You remember stepping on a piece of glass. It seems insignificant now, but that's the first thing that comes to mind. Not even the substantially sized shards like you find by the sidewalk, mosaics of greens and browns, painting up a picture of smashed and discarded alcohol bottles all up and down the pavement. You used to pick them up, the shinier ones, admired them on your dresser until you brother teased about something called tetanus, even though you were pretty sure you could only get that from rusty nails and shit.

But, no, just the tiny little pieces, left behind from some dropped piece of dinnerware or another, the microscopic sliver that's hardly visible and doesn't get swept up by the broom. You tromp on it, barefooted, give a slight hiss, slap a band-aid on and forget about it, even if there is that little bit of an ache for a few hours after. It's not anything big or important or even deserving of sympathy, but you want to whine to somebody about how, those few seconds before you got that piece of glass out, that foot hurt.

Multiply that stupid ache you're thinking of now, though, maybe by a billion. Yeah. You figure that's how bad the shocks were.

Years later, it seemed something unimportant, but then you've got holes in your memory reminiscent of swiss cheese, you're not sure you even remembered until rumors started getting tossed about concerning your shocking past (a pun that had even you smirking a little the first time you heard it). Those years in particular are ones that escape you more than a lot, but you'd read in some encyclopedia that memory loss was a common side effect of the therapy. Plus, you know, years of various mind altering substances couldn't have helped. Made sense why you fumbled so much with even basic human speech these days.

But back then, back being that teen, then you were pretty sure you remembered pieces and snatches of it, spent a lot of your time trying to figure the difference between what was real and what you'd just dreamed up. Random things you recall, like strapped-down limbs and jarring pain for a few fleeting seconds, so intense you were sure you'd pulverize your spine, twisting from it. Random bits and pieces, one snapshot your own brother's kissing you so tenderly it's nearly bruising, the next his arms are a comforting sort of shield around you while your parents scream each other hoarse in the kitchen.

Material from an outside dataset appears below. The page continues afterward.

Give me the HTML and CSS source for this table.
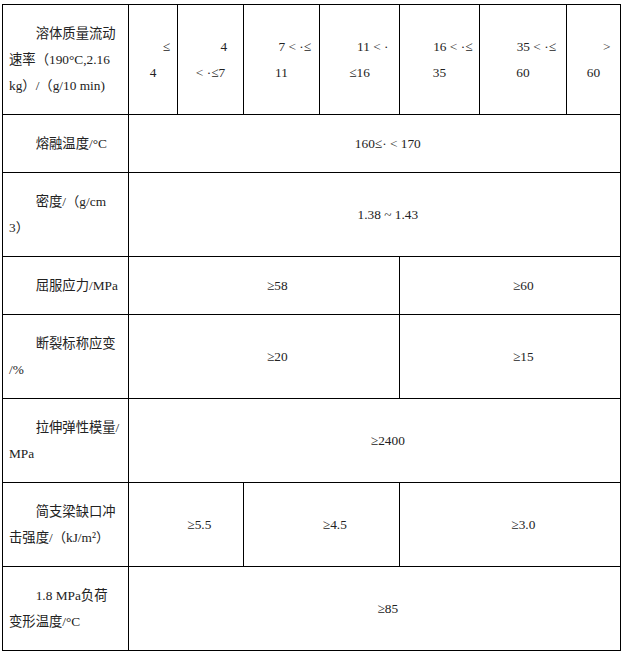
FILE: index.html
```html
<!DOCTYPE html>
<html lang="zh-CN">
<head>
<meta charset="utf-8">
<title>技术指标</title>
<link rel="stylesheet" href="styles.css">
</head>
<body>
<table class="spec">
  <colgroup>
    <col class="c1"><col class="c2"><col class="c3"><col class="c4"><col class="c5"><col class="c6"><col class="c7"><col class="c8">
  </colgroup>
  <tbody>
    <tr>
      <th class="label">溶体质量流动<br>速率（190°C,2.16<br>kg）/（g/10 min)</th>
      <td class="val">≤<br>4</td>
      <td class="val">4<br>&lt; ·≤7</td>
      <td class="val">7 &lt; ·≤<br>11</td>
      <td class="val">11 &lt; ·<br>≤16</td>
      <td class="val">16 &lt; ·≤<br>35</td>
      <td class="val">35 &lt; ·≤<br>60</td>
      <td class="val">&gt;<br>60</td>
    </tr>
    <tr>
      <th class="label">熔融温度/°C</th>
      <td class="val" colspan="7">160≤· &lt; 170</td>
    </tr>
    <tr>
      <th class="label">密度/（g/cm<br>3）</th>
      <td class="val" colspan="7">1.38 ~ 1.43</td>
    </tr>
    <tr>
      <th class="label">屈服应力/MPa</th>
      <td class="val" colspan="4">≥58</td>
      <td class="val" colspan="3">≥60</td>
    </tr>
    <tr>
      <th class="label">断裂标称应变<br>/%</th>
      <td class="val" colspan="4">≥20</td>
      <td class="val" colspan="3">≥15</td>
    </tr>
    <tr>
      <th class="label">拉伸弹性模量/<br>MPa</th>
      <td class="val" colspan="7">≥2400</td>
    </tr>
    <tr>
      <th class="label">简支梁缺口冲<br>击强度/（kJ/m²）</th>
      <td class="val" colspan="2">≥5.5</td>
      <td class="val" colspan="2">≥4.5</td>
      <td class="val" colspan="3">≥3.0</td>
    </tr>
    <tr>
      <th class="label">1.8 MPa负荷<br>变形温度/°C</th>
      <td class="val" colspan="7">≥85</td>
    </tr>
  </tbody>
</table>
</body>
</html>
```

FILE: styles.css
```css
html, body {
  background: #ffffff;
}
body {
  margin: 4px 0 0 2px;
  font-family: "Liberation Serif", "Noto Sans CJK SC", serif;
  font-size: 13.33px;
  color: #222222;
}
.spec {
  border-collapse: collapse;
  table-layout: fixed;
  width: 619px;
}
.c1 { width: 126px; }
.c2 { width: 49px; }
.c3 { width: 66px; }
.c4 { width: 76px; }
.c5 { width: 80px; }
.c6 { width: 80px; }
.c7 { width: 87px; }
.c8 { width: 54px; }
.spec th,
.spec td {
  border: 1px solid #000000;
  padding: 15.5px 6px;
  line-height: 26px;
  text-indent: 2em;
  white-space: nowrap;
  font-weight: normal;
  vertical-align: middle;
}
.spec .label {
  text-align: left;
}
.spec .val {
  text-align: center;
}
```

And they tell you it's not natural, you think to yourself, but at least that was what a hundred different shrinks would tell you later, some bullshit about how it was dirty and wrong and you were only mentally ill, you couldn't have known. As if you'd smile and nod and agree. Oh, yes, you're right, I am some manner of utterly fucked up, I entirely understand and shall quit my dirty, sinning ways.

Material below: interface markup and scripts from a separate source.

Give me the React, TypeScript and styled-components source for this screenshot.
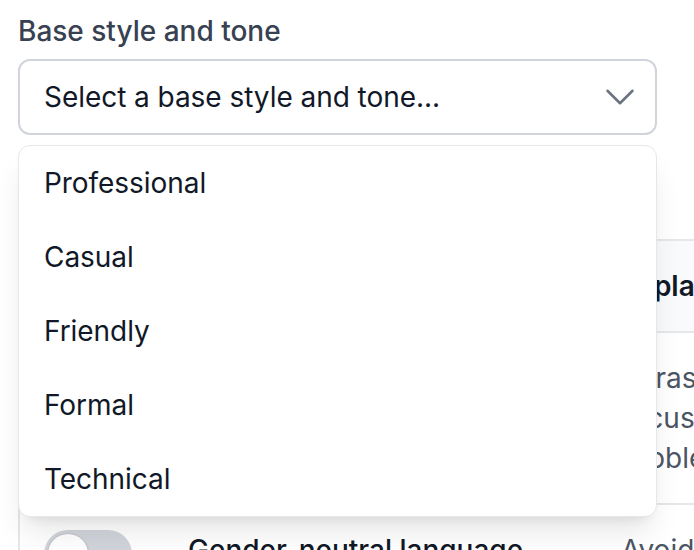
import React from "react";
import styled, { createGlobalStyle } from "styled-components";

const GlobalStyle = createGlobalStyle`
  * { box-sizing: border-box; }
  html, body {
    margin: 0;
    background: #ffffff;
    overflow: hidden;
    font-family: Inter, "Noto Sans", "Liberation Sans", sans-serif;
    -webkit-font-smoothing: antialiased;
  }
`;

const Page = styled.div`
  padding: 11px 0 0 18px;
  width: 1600px;
`;

const Field = styled.div`
  width: 639px;
`;

const Label = styled.label`
  display: block;
  font-size: 28px;
  line-height: 40px;
  font-weight: 500;
  color: #374151;
  margin-bottom: 8px;
`;

const SelectWrap = styled.div`
  position: relative;
`;

const Trigger = styled.button`
  width: 100%;
  height: 76px;
  display: flex;
  align-items: center;
  justify-content: space-between;
  padding: 0 15px 0 24px;
  border: 2px solid #d1d5db;
  border-radius: 12px;
  background: #ffffff;
  font-family: inherit;
  font-size: 28px;
  line-height: 40px;
  letter-spacing: -0.05px;
  color: #111827;
  text-align: left;
  cursor: pointer;
`;

const Chevron = styled.svg`
  width: 40px;
  height: 40px;
  flex: none;
  color: #6b7280;
`;

const Menu = styled.ul`
  position: absolute;
  top: calc(100% + 10px);
  left: 0;
  right: 0;
  z-index: 10;
  margin: 0;
  padding: 0;
  list-style: none;
  background: #ffffff;
  border: 1px solid #e5e7eb;
  border-radius: 12px;
  box-shadow: 0 20px 30px -6px rgba(0, 0, 0, 0.1),
    0 8px 12px -8px rgba(0, 0, 0, 0.1);
  overflow: hidden;
`;

const Option = styled.li`
  height: 74px;
  display: flex;
  align-items: center;
  padding-left: 25px;
  font-size: 28px;
  line-height: 40px;
  letter-spacing: -0.05px;
  color: #111827;
  cursor: pointer;
`;

const RulesTable = styled.div`
  margin-top: 104px;
  width: 1500px;
  border: 2px solid #e5e7eb;
  border-radius: 12px;
  overflow: hidden;
  background: #ffffff;
  font-size: 28px;
  line-height: 40px;
`;

const Row = styled.div<{ $head?: boolean }>`
  display: grid;
  grid-template-columns: 144px 433px 1fr;
  background: ${(p) => (p.$head ? "#f9fafb" : "#ffffff")};
  border-bottom: 2px solid #e5e7eb;
`;

const HeadCell = styled.div`
  padding: 25px 24px;
  font-weight: 600;
  color: #111827;
`;

const Cell = styled.div`
  padding: 25px 24px;
`;

const RuleName = styled.div`
  font-weight: 500;
  color: #111827;
`;

const RuleText = styled.div`
  color: #4b5563;
  white-space: pre;
`;

const Explain = styled.div`
  color: #4b5563;
  white-space: pre;
`;

const Toggle = styled.span<{ $on?: boolean }>`
  position: relative;
  display: block;
  width: 88px;
  height: 48px;
  border-radius: 24px;
  background: ${(p) => (p.$on ? "#4f46e5" : "#d1d5db")};

  &::after {
    content: "";
    position: absolute;
    top: 4px;
    left: ${(p) => (p.$on ? "44px" : "4px")};
    width: 40px;
    height: 40px;
    border-radius: 50%;
    background: #ffffff;
    box-shadow: 0 1px 3px rgba(0, 0, 0, 0.2), 0 0 0 1px rgba(0, 0, 0, 0.04);
  }
`;

const tones = ["Professional", "Casual", "Friendly", "Formal", "Technical"];

export default function App() {
  return (
    <>
      <GlobalStyle />
      <Page>
        <Field>
          <Label htmlFor="tone">Base style and tone</Label>
          <SelectWrap>
            <Trigger id="tone" type="button" aria-haspopup="listbox" aria-expanded="true">
              <span>Select a base style and tone...</span>
              <Chevron viewBox="0 0 24 24" fill="none" stroke="currentColor" strokeWidth={1.5}>
                <path strokeLinecap="round" strokeLinejoin="round" d="m19.5 8.25-7.5 7.5-7.5-7.5" />
              </Chevron>
            </Trigger>
            <Menu role="listbox">
              {tones.map((t) => (
                <Option key={t} role="option">
                  {t}
                </Option>
              ))}
            </Menu>
          </SelectWrap>
        </Field>

        <RulesTable>
          <Row $head>
            <HeadCell>On</HeadCell>
            <HeadCell>Rule</HeadCell>
            <HeadCell>Explanation</HeadCell>
          </Row>
          <Row>
            <Cell>
              <Toggle $on />
            </Cell>
            <Cell>
              <RuleName>Positive language</RuleName>
              <RuleText>{"Frame feedback in terms\nof what can be done."}</RuleText>
            </Cell>
            <Cell>
              <Explain>
                {"Phrases feedback in a positive light,\nfocusing on what can be done, not on\nproblems or mistakes."}
              </Explain>
            </Cell>
          </Row>
          <Row>
            <Cell>
              <Toggle />
            </Cell>
            <Cell>
              <RuleName>Gender-neutral language</RuleName>
            </Cell>
            <Cell>
              <Explain>Avoids gendered terms and pronouns where possible.</Explain>
            </Cell>
          </Row>
        </RulesTable>
      </Page>
    </>
  );
}
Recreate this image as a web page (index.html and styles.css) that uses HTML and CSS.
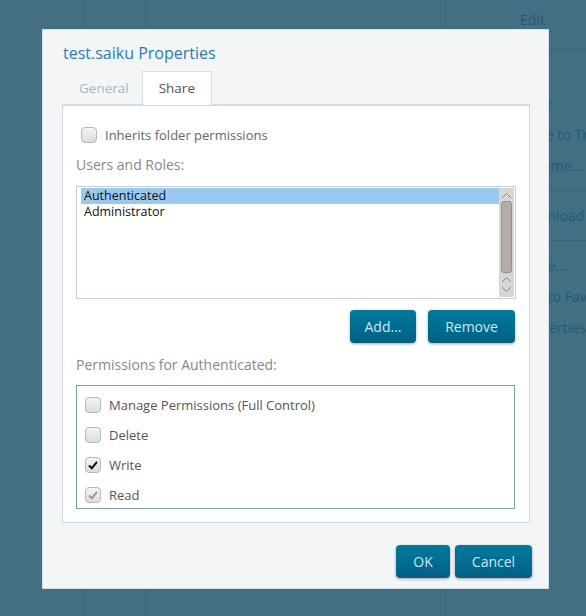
FILE: index.html
```html
<!DOCTYPE html>
<html>
<head>
    <title>test.saiku Properties</title>
    <link rel="stylesheet" href="styles.css">
</head>
<body>
    <div class="app">
        <div class="col col-a"></div>
        <div class="col col-b"></div>
        <div class="col col-c"></div>
        <div class="menu">
            <div class="menu-head">Edit</div>
            <div class="menu-group first">
                <div class="menu-item">Copy</div>
                <div class="menu-item">Move to Trash</div>
                <div class="menu-item">Rename...</div>
            </div>
            <div class="menu-group">
                <div class="menu-item">Download</div>
            </div>
            <div class="menu-group">
                <div class="menu-item">Share...</div>
                <div class="menu-item">Add to Favorites</div>
                <div class="menu-item">Properties</div>
            </div>
        </div>
    </div>

    <div class="dialog">
        <h1 class="title">test.saiku Properties</h1>
        <div class="tabs">
            <div class="tab">General</div>
            <div class="tab active">Share</div>
        </div>
        <div class="panel">
            <label class="check-row inherit">
                <span class="box"></span>Inherits folder permissions
            </label>
            <div class="caption">Users and Roles:</div>
            <div class="listbox">
                <div class="items">
                    <div class="item selected">Authenticated</div>
                    <div class="item">Administrator</div>
                </div>
                <div class="scrollbar">
                    <svg class="arrow" width="11" height="7" viewBox="0 0 11 7"><path d="M1 6 L5.5 1.5 L10 6" fill="none" stroke="#8a8a8a" stroke-width="1"/></svg>
                    <div class="thumb"></div>
                    <svg class="arrow" width="11" height="7" viewBox="0 0 11 7"><path d="M1 6 L5.5 1.5 L10 6" fill="none" stroke="#8a8a8a" stroke-width="1"/></svg>
                    <svg class="arrow" width="11" height="7" viewBox="0 0 11 7"><path d="M1 1 L5.5 5.5 L10 1" fill="none" stroke="#8a8a8a" stroke-width="1"/></svg>
                </div>
            </div>
            <div class="actions">
                <button class="btn btn-add">Add...</button>
                <button class="btn btn-remove">Remove</button>
            </div>
            <div class="caption">Permissions for Authenticated:</div>
            <div class="perms">
                <label class="check-row"><span class="box"></span>Manage Permissions (Full Control)</label>
                <label class="check-row"><span class="box"></span>Delete</label>
                <label class="check-row"><span class="box"><svg width="14" height="14" viewBox="0 0 14 14"><path d="M3 7.5 L5.8 10.2 L11 3.8" fill="none" stroke="#111" stroke-width="2"/></svg></span>Write</label>
                <label class="check-row"><span class="box"><svg width="14" height="14" viewBox="0 0 14 14"><path d="M3 7.5 L5.8 10.2 L11 3.8" fill="none" stroke="#9a9a9a" stroke-width="2"/></svg></span>Read</label>
            </div>
        </div>
        <div class="footer">
            <button class="btn btn-ok">OK</button>
            <button class="btn btn-cancel">Cancel</button>
        </div>
    </div>
</body>
</html>
```

FILE: styles.css
```css
body{
    margin: 0;
    background: #436f82;
    font-family: "Open Sans", "DejaVu Sans", sans-serif;
}
.app{
    display: flex;
    height: 616px;
    overflow: hidden;
}
.col{
    flex: none;
    border-right: 1px solid #3b6679;
}
.col-a{ width: 84px; }
.col-b{ width: 60px; }
.col-c{ width: 299px; }
.menu{
    flex: 1;
    min-width: 0;
    color: #235a78;
    font-size: 14px;
}
.menu-head{
    height: 49px;
    line-height: 40px;
    padding-left: 74px;
    border-bottom: 1px solid #3b6679;
}
.menu-group{
    padding: 9px 0 9px 72px;
    border-bottom: 1px solid #3b6679;
}
.menu-group.first{
    padding-top: 38px;
}
.menu-group:last-child{
    border-bottom: none;
}
.menu-item{
    height: 31px;
    line-height: 31px;
    white-space: nowrap;
}

/* dialog */
.dialog{
    position: absolute;
    left: 42px;
    top: 29px;
    width: 507px;
    height: 560px;
    box-sizing: border-box;
    background: #f3f5f7;
    border: 1px solid #d3e1eb;
    padding: 13px 16px 0 19px;
}
.title{
    margin: 0 0 7px 1px;
    font-size: 16px;
    font-weight: normal;
    line-height: 21px;
    color: #2b7bbf;
}
.tabs{
    display: flex;
    height: 33px;
    border-bottom: 1px solid #cfe0eb;
    margin-right: 2px;
}
.tab{
    padding: 0 16px;
    line-height: 33px;
    font-size: 13.5px;
    color: #a6b8c3;
    border: 1px solid transparent;
    border-bottom: none;
}
.tab:first-child{
    padding-right: 12px;
}
.tab.active{
    background: #fff;
    color: #555;
    border-color: #cfe0eb;
    margin-bottom: -1px;
}
.panel{
    background: #fff;
    border: 1px solid #c9dde9;
    padding: 21px 13px 13px 13px;
    margin-right: 2px;
}
.check-row{
    display: flex;
    align-items: center;
    font-size: 13px;
    color: #666;
}
.box{
    display: flex;
    align-items: center;
    justify-content: center;
    width: 16px;
    height: 16px;
    box-sizing: border-box;
    border: 1px solid #b8b8b8;
    border-radius: 4px;
    background: linear-gradient(#f4f4f4, #dcdcdc);
    margin-right: 8px;
    flex: none;
}
.inherit{
    padding-left: 5px;
    height: 16px;
}
.caption{
    margin-top: 12px;
    font-size: 14px;
    line-height: 19px;
    color: #888;
}
.listbox{
    margin-top: 12px;
    height: 113px;
    box-sizing: border-box;
    border: 1px solid #c4d0d8;
    display: flex;
    padding: 1px 1px 1px 4px;
}
.items{
    flex: 1;
}
.item{
    height: 16px;
    line-height: 16px;
    padding-left: 3px;
    font-size: 12.5px;
    color: #111;
}
.item.selected{
    background: #99c9ef;
}
.scrollbar{
    width: 15px;
    background: #d6d6d6;
    display: flex;
    flex-direction: column;
    align-items: center;
    padding: 3px 0 2px;
    box-sizing: border-box;
}
.arrow{
    flex: none;
    margin: 1px 0 2px;
}
.thumb{
    width: 11px;
    height: 74px;
    box-sizing: border-box;
    border: 1px solid #978f8c;
    border-radius: 3px;
    background: #b3aca9;
    margin-bottom: 2px;
}
.actions{
    display: flex;
    justify-content: flex-end;
    gap: 12px;
    margin-top: 11px;
    padding-right: 1px;
}
.btn{
    height: 33px;
    border: none;
    border-radius: 4px;
    background: linear-gradient(#007a9e, #006184);
    box-shadow: 0 1px 3px rgba(0, 0, 0, 0.35);
    color: #cde7f1;
    font-family: "Open Sans", "DejaVu Sans", sans-serif;
    font-size: 14px;
    padding: 0;
}
.btn-add{ width: 66px; }
.btn-remove{ width: 87px; }
.btn-ok{ width: 54px; }
.btn-cancel{ width: 77px; }
.perms{
    margin-top: 11px;
    height: 124px;
    box-sizing: border-box;
    border: 1px solid #7c9bb5;
    margin-right: 1px;
    padding: 4px 8px;
}
.perms .check-row{
    height: 30px;
    color: #555;
}
.footer{
    display: flex;
    justify-content: flex-end;
    gap: 5px;
    margin-top: 22px;
}
```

You wish you could remember more sometimes. Wish you had some kind of clichИ saying, where you could begrudgingly note, years later, that there were some mental pictures even the electroshock couldn't erase, if only so you could make some of any of this mean anything more than a few fucking eraser smudges over age thirteen. But the most you got out of those treatments were days of confusion afterwards, a plastic hospital bracelet you'd forgotten in a shoe box, and some random mental screen capture seared onto your mind of your brother slipping beside you into bed the night before you were carted off, easing a hand underneath your boxers and mumbling something about how everything was gonna be okay.

Post-traumatic stress, was the new shiny phrase for it, they'd tell you years later. Just figured it out, from the Vietnam soldiers. Deep-seeded mental responses to years of sexual abuse, and it left you wondering how much more of a freak that made you when you'd never seen anything wrong with what you two had been doing.

How about years of skull-fucking a kid with electricity, huh? you'd wanted to ask. Six-hundred milliamps of it, three seconds each, four days a week - think equivalent to a kid continuously sticking a butter knife into an outlet could have fucked me up? Would have asked too, but then that would have meant you'd have to pretend to give a damn, and nobody wanted to disappoint their fans. And it's not even like you would have remembered numbers, if you hadn't peeked at your file while the psych went off to take a piss in the middle of your meeting.

Spaces, empty spaces, you don't know what the hell to do with them.

Sometimes you just make shit up. Stuff you know isn't true the second it's out of your mouth, but you lie and say it anyway. Stuff everybody knows is total bullshit, but when you say it enough times, even you start to halfway believe that you didn't make any changes on that cut. It's just confusing, because you were so sure you were getting it at least mostly right, but then he's giving you that look. Eyes that can stare into your motherfucking soul, find something wrong and wave it around in front of you without even bothering to drop the masquerade. Maybe you're just jealous because you can't multi-task like that when you're drunk.

Your brain's not a sponge wrung out enough to have not soaked up the fact of what you were getting into here, though, and you think that's kind of what pisses you off the most. Falling in love with the gods should have stayed to the gods, and who the hell were you to commit that much blasphemy? You weren't a god. Curt Wild was a god, but you were just the defective parading around in his wig. It's like the build-up for the first MTV Video Music Awards to be something totally fucking awesome and then you watch the real thing and realize it's a load of drugged-out bullshit, Madonna rolling around on a stage. What the hell.

Your neck just hurts, all those years of craning your head upwards to watch all that fiction come to life.

Would've been awesome to stand eye to eye with somebody for once.